WHAT THE TASK REQUIRES - From the listing below, return each line that includes "styled".

Code that builds pages:

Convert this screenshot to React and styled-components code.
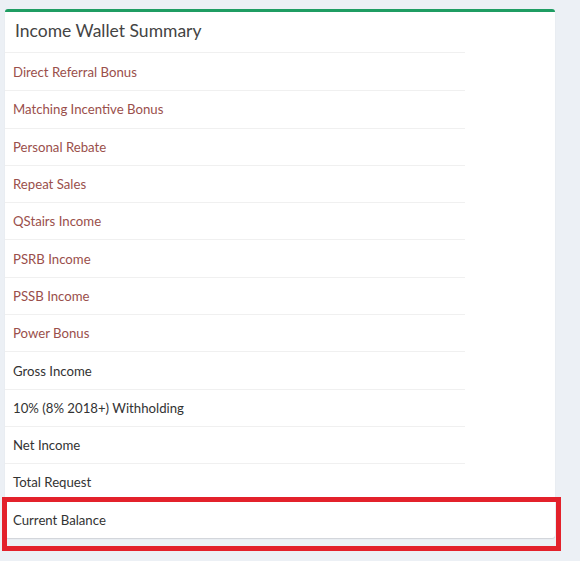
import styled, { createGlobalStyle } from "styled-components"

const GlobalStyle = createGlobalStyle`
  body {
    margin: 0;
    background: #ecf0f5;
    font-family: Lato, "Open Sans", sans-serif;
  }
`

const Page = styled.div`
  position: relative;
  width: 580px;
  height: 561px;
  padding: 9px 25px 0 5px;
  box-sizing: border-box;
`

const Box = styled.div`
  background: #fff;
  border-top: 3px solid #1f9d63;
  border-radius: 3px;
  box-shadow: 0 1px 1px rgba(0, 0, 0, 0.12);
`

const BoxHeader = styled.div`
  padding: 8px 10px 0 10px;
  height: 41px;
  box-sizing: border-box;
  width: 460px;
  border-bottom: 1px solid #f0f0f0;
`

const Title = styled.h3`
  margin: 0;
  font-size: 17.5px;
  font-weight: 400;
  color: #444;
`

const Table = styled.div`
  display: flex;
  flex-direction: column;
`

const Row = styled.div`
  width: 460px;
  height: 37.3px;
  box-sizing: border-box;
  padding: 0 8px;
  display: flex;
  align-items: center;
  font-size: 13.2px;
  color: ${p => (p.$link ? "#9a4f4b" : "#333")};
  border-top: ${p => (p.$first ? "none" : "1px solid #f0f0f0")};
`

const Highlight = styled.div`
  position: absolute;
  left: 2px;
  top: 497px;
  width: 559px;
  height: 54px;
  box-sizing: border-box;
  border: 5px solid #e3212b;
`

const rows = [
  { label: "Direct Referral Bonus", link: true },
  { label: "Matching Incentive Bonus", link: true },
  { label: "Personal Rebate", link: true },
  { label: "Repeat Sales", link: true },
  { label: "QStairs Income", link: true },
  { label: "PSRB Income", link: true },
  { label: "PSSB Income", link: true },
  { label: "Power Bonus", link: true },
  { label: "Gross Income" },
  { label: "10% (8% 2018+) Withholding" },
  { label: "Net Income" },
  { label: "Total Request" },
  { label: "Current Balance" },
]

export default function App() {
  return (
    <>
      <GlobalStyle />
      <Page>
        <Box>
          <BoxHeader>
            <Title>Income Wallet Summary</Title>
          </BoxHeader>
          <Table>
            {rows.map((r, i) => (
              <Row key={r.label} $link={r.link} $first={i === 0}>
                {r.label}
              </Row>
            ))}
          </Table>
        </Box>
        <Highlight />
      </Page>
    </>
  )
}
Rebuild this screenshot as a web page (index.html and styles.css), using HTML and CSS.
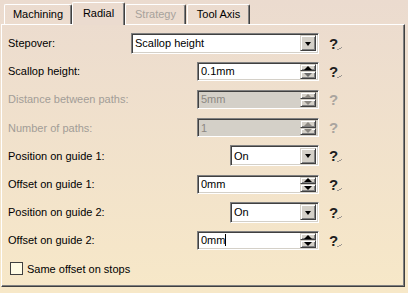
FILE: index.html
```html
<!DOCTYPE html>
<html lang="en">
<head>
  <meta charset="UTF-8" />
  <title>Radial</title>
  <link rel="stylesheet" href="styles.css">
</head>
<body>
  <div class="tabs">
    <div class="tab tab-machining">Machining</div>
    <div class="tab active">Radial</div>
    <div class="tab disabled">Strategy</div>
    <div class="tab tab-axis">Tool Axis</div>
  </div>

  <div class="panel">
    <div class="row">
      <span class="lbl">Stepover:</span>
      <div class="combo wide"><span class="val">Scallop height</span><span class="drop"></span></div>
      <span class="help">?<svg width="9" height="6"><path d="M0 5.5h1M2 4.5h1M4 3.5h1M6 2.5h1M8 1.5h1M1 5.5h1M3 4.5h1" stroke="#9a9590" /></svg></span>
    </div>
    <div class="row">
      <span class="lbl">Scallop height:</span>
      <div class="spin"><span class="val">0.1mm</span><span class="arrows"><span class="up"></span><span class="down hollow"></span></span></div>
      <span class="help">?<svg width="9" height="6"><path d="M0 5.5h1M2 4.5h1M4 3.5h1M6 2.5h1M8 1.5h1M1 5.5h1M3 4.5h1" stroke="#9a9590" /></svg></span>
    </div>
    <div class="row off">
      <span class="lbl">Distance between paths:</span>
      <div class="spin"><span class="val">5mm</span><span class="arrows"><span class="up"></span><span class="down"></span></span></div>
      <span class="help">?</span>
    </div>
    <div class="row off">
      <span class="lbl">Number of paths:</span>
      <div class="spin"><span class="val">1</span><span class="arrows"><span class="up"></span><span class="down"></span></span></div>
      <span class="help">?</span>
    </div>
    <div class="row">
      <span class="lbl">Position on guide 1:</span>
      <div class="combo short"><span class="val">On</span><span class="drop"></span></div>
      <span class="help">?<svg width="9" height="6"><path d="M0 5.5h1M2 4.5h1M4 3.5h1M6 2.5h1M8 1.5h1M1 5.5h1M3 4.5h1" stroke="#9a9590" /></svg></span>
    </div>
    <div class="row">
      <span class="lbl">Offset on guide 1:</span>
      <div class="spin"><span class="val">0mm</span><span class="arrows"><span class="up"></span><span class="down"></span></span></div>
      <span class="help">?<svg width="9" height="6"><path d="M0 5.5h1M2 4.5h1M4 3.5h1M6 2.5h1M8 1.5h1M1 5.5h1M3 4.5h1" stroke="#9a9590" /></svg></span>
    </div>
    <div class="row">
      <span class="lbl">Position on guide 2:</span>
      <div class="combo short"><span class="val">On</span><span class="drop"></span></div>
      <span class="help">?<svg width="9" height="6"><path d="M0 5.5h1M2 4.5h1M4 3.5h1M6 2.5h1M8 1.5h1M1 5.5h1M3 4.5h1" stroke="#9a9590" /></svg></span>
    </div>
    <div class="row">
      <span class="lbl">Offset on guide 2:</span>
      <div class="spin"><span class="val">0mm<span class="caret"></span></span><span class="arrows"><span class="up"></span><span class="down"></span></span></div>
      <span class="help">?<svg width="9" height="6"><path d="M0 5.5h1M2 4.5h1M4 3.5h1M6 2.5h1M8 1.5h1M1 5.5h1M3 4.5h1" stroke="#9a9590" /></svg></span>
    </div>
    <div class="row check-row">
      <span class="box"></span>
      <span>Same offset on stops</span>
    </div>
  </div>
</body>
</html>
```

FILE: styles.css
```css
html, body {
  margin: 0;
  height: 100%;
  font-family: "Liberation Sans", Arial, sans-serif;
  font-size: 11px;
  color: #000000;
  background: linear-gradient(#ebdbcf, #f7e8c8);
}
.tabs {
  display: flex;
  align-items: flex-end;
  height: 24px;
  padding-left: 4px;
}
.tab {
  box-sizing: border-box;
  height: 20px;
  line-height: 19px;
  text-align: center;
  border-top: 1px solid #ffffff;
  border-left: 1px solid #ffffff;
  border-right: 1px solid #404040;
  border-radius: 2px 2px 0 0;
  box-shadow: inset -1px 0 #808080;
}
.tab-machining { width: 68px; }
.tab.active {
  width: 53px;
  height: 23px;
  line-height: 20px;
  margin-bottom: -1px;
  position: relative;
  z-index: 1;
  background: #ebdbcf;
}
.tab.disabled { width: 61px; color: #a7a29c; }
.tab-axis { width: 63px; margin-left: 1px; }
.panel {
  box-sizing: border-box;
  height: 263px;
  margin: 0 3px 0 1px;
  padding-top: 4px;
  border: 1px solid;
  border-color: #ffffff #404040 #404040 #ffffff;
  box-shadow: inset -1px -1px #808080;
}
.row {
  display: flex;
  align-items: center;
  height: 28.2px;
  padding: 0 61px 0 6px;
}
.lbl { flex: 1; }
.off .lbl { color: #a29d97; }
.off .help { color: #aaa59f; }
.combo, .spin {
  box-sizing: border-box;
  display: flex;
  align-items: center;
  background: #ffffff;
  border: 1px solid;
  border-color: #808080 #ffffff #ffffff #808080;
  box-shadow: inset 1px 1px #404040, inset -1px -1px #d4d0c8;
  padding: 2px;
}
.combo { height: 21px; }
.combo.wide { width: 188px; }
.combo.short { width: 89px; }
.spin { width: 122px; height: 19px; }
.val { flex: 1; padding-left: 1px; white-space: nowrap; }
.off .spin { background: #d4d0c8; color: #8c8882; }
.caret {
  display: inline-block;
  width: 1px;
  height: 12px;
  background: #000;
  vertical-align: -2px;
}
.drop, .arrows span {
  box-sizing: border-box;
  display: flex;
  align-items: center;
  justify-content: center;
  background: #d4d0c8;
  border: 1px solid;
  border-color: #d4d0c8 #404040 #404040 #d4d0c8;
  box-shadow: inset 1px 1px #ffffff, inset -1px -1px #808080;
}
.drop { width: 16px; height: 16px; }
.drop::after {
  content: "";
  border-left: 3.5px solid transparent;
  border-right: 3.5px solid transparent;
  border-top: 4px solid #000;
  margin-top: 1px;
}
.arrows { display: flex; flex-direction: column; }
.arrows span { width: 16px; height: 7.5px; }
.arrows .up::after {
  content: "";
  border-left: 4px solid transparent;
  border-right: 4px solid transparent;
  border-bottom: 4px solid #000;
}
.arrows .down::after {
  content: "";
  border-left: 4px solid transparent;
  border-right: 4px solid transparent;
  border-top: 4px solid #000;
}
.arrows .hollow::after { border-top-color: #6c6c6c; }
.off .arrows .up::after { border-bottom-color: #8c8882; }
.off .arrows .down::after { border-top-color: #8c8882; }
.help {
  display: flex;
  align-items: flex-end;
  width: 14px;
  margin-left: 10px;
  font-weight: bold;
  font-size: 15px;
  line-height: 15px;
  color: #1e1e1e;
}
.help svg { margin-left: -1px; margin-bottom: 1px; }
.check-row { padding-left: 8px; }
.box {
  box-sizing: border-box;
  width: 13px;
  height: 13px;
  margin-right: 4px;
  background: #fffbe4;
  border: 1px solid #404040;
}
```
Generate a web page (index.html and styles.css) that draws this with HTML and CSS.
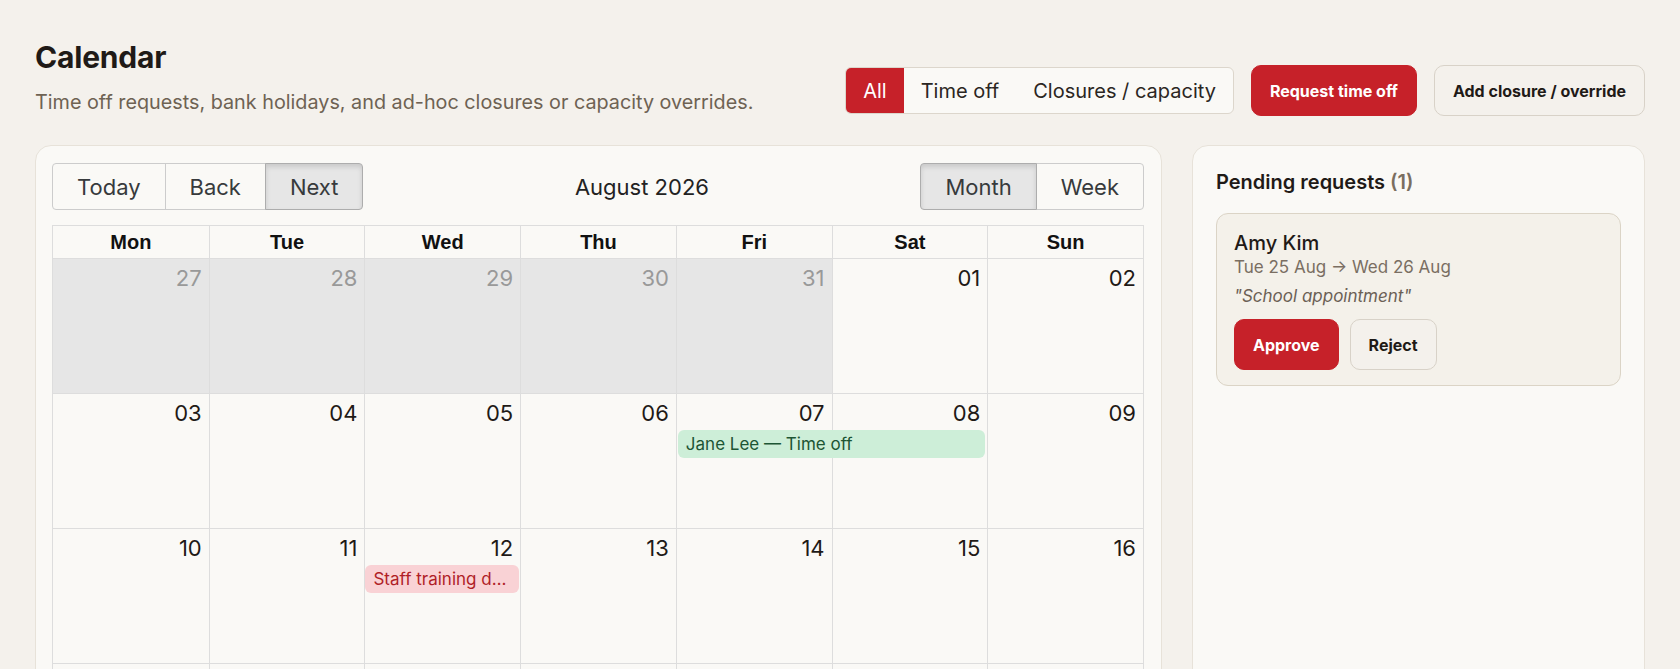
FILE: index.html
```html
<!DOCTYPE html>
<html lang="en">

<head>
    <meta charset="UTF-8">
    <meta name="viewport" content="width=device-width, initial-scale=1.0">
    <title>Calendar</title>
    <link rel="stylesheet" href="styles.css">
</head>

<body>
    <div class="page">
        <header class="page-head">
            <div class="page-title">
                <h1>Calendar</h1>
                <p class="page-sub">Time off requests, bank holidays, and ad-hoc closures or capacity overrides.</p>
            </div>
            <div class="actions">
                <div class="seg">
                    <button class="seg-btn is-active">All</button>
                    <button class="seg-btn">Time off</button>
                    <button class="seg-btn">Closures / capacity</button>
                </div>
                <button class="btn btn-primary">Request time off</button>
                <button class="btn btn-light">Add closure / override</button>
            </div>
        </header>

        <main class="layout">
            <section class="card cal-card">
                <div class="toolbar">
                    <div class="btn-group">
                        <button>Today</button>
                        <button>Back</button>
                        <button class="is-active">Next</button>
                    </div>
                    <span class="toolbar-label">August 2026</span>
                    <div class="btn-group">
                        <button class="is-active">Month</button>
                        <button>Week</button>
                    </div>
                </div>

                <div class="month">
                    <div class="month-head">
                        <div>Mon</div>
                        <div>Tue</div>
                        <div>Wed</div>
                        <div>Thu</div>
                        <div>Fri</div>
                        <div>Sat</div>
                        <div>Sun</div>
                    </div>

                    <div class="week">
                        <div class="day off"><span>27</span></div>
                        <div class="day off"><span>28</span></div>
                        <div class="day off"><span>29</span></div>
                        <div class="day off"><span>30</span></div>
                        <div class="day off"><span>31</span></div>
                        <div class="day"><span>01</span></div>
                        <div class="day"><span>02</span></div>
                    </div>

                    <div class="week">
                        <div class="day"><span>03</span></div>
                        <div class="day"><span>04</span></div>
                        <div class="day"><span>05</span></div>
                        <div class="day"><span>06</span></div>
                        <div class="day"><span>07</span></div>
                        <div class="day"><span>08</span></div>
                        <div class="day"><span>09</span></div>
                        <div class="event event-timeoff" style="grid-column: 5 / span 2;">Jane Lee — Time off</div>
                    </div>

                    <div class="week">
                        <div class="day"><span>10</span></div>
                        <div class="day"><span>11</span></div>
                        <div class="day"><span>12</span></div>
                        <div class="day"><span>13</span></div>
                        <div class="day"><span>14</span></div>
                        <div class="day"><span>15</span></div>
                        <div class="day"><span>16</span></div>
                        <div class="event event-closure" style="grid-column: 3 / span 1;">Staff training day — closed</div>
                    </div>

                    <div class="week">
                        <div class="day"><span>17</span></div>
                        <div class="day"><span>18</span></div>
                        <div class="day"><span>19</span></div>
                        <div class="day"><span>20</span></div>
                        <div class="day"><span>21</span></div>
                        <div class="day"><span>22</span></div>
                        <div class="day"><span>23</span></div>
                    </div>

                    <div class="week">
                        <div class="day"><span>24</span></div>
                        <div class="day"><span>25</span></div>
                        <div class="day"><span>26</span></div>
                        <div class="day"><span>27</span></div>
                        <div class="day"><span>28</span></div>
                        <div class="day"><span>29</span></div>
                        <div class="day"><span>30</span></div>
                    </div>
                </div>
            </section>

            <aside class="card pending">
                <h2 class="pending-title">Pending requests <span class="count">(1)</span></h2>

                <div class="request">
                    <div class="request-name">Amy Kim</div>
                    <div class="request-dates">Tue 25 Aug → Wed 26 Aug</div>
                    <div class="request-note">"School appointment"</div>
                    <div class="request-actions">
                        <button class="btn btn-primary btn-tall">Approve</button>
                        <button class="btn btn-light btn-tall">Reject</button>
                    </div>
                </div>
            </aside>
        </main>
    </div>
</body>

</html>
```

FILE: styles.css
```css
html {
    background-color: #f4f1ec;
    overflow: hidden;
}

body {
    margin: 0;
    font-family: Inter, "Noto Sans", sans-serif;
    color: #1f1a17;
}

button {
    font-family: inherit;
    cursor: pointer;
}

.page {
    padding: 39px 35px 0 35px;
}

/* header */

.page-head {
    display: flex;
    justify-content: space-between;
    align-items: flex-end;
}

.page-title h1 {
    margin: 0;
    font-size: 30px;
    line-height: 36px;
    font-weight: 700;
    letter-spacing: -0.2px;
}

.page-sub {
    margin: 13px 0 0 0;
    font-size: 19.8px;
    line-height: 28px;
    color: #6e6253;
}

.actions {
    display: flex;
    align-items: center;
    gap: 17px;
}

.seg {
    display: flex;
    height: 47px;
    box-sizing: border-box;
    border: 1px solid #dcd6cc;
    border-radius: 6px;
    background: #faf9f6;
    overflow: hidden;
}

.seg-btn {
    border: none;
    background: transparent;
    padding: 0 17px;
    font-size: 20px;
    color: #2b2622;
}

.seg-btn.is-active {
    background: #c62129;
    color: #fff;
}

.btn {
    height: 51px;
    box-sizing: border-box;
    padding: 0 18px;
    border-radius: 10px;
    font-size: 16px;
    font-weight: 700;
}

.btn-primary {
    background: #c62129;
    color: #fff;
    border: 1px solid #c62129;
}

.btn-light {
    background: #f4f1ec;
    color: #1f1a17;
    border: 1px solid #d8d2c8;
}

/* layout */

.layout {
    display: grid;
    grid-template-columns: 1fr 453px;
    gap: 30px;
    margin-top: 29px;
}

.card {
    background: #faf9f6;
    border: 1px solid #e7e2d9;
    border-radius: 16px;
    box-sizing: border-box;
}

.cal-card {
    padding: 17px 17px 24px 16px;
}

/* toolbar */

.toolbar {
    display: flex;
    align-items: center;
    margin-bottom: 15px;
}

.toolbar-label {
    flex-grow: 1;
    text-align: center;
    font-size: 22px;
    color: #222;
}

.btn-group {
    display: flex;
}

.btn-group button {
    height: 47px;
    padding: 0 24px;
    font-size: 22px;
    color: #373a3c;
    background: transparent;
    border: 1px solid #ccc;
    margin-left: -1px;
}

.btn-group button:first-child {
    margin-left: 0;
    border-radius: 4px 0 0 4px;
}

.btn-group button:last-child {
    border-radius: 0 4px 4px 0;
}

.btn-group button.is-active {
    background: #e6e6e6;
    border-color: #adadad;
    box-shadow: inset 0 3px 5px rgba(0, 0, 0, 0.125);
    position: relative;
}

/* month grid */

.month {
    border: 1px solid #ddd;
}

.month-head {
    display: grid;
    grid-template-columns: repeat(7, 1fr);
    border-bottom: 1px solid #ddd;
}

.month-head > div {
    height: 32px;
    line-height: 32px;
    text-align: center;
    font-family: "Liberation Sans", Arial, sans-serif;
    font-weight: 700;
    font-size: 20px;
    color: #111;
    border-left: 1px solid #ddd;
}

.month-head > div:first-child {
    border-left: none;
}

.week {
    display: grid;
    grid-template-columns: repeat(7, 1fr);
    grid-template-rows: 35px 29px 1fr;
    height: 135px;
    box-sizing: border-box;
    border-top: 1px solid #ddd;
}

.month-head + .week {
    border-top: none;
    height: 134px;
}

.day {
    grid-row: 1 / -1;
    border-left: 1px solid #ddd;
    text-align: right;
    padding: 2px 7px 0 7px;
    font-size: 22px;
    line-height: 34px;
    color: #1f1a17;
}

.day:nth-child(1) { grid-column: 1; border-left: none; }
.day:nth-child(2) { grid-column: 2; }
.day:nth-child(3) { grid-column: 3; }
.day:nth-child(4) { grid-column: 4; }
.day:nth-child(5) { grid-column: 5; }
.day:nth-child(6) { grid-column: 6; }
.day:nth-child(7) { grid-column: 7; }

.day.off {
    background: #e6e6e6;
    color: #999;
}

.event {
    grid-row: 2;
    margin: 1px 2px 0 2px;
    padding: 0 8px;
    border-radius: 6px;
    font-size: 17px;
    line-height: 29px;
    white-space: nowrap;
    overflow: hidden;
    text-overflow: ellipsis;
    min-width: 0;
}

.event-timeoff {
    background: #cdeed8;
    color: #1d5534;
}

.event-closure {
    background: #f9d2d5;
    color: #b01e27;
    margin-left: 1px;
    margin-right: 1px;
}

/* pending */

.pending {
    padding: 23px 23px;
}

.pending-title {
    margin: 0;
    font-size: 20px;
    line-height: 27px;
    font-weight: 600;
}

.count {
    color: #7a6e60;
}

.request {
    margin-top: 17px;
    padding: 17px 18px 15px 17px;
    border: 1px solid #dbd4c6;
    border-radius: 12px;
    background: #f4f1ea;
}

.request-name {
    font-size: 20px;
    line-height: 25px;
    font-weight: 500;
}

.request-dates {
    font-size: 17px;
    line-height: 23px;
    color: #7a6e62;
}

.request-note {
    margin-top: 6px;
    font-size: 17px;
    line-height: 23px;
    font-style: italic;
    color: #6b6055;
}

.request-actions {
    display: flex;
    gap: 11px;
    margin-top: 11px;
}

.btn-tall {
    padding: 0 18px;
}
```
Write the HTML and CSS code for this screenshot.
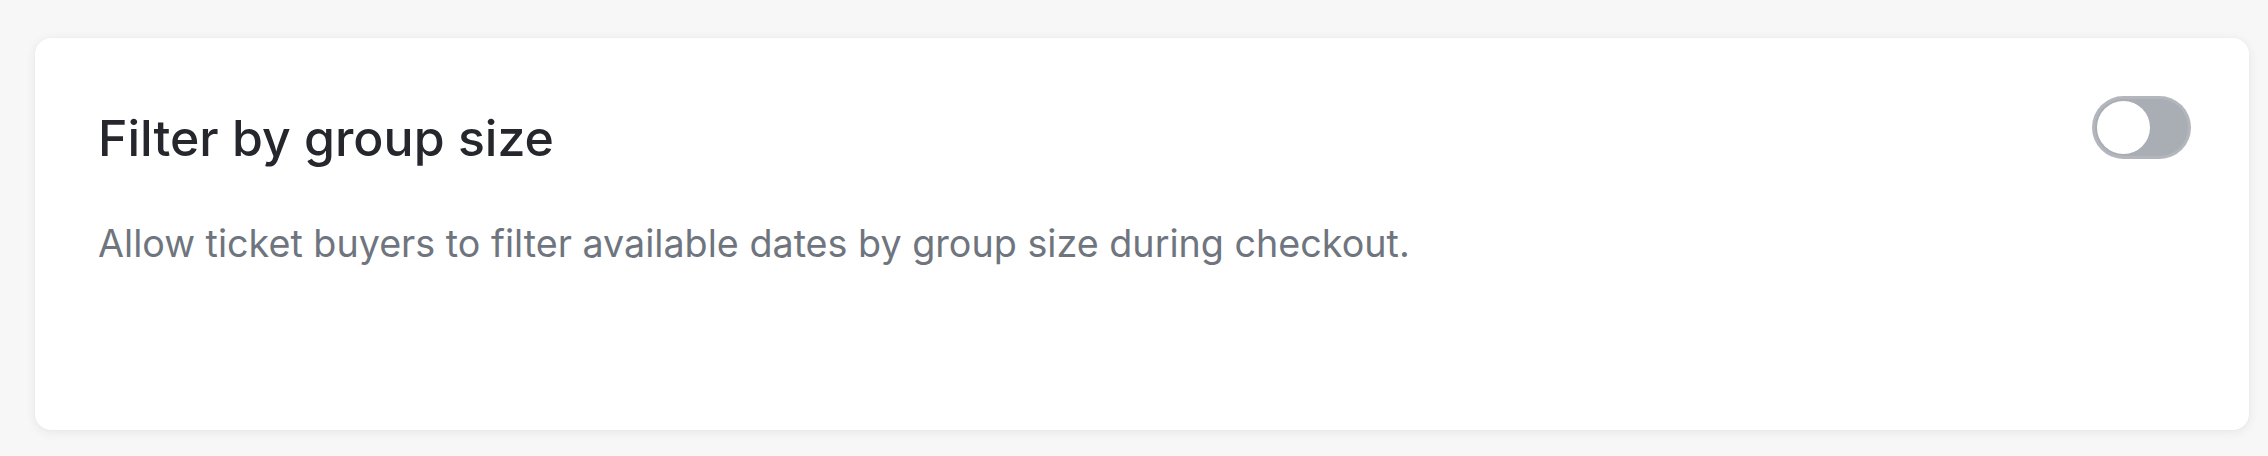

EXPECTED ANSWER -
Convert this screenshot to React and styled-components code.
import styled, { createGlobalStyle } from "styled-components"
const Page = styled.div`
const Box = styled.div`
const BoxHeader = styled.div`
const Title = styled.h3`
const Table = styled.div`
const Row = styled.div`
const Highlight = styled.div`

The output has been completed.